Mommy è un uragano che subito ci cattura, anche con una certa vena comico-caricaturale dei suoi personaggi borderline e senza filtri tra pensiero e parola. Un montaggio serratissimo, una fotografia straordinaria, una colonna sonora che sa unire poesia e indole commerciale, Colorblind dei Counting Crowns a Blue degli Eiffel 65. Una storia drammatica, disperata, a tratti dolce, a tratti spietata, sull’amore tra una madre e un figlio e l’incapacità del cuore di gestire la mente, o meglio una patologia mentale che affossa chi ne soffre e chi gli sta intorno.
La provocazione più grossa Dolan la fa nel formato usato per gran parte del film. Per tutta la prima e ultima parte lo schermo è ristretto ad un quadrato che isola il centro dello schermo. Ai lati nero.
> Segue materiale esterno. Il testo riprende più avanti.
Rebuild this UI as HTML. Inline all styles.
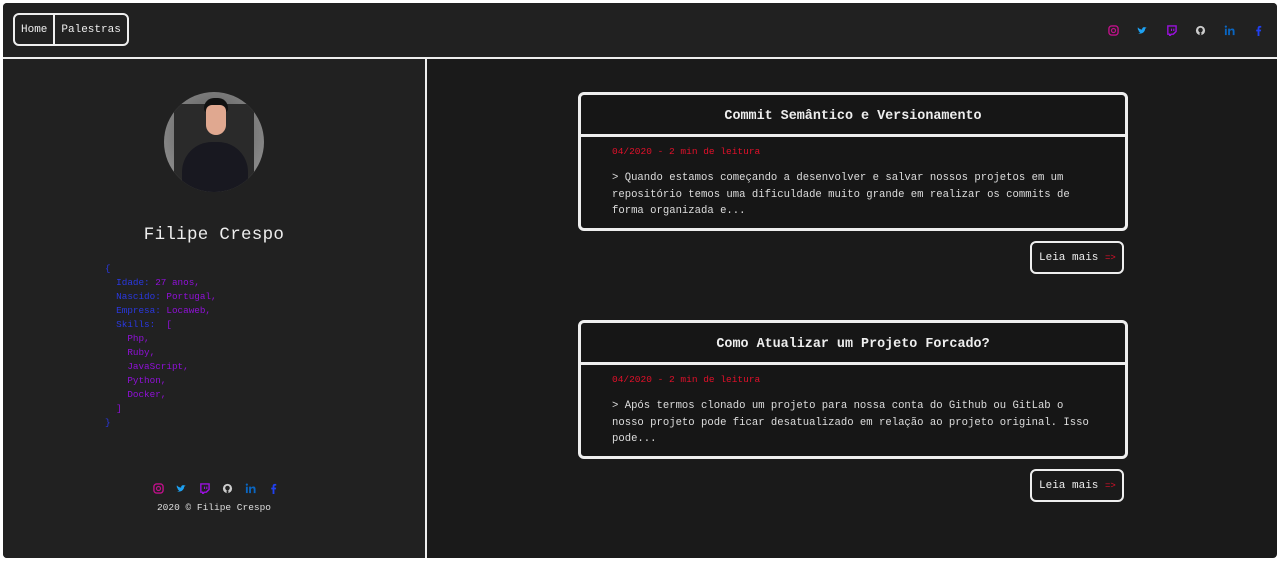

Dolan vuole farci percepire la ristrettezza non solo mentale dei suoi protagonisti. Una claustrofobia geometrica che viene letteralmente allargata dalle mani di Steve quando le loro vite, da un certo punto di vista una unica, sembrano aver trovato uno spiraglio di equilibrio e di felicità. Poi la parabola riprende il suo pendio discendente e i 16:9 faticosamente conquistati tornano a contrarsi.
Mommy è un gran bel film, che avrebbe tutte le carte in regole per essere un capolavoro se l’ansia fin troppo autoriale di Dolan non debordasse dai bordi dello schermo. La visionarietà del regista canadese è impressionante, ma complice la giovane età deve ancora trovare una via giusta, più definita, più quadrata potremmo dire ricordando il formato usato. Ma è anche vero che a 25 anni un talento così non si era mai visto. E allora bando ai puntigli. Il ragazzo, che già è grande, si farà. E forse non ci resta che applaudire.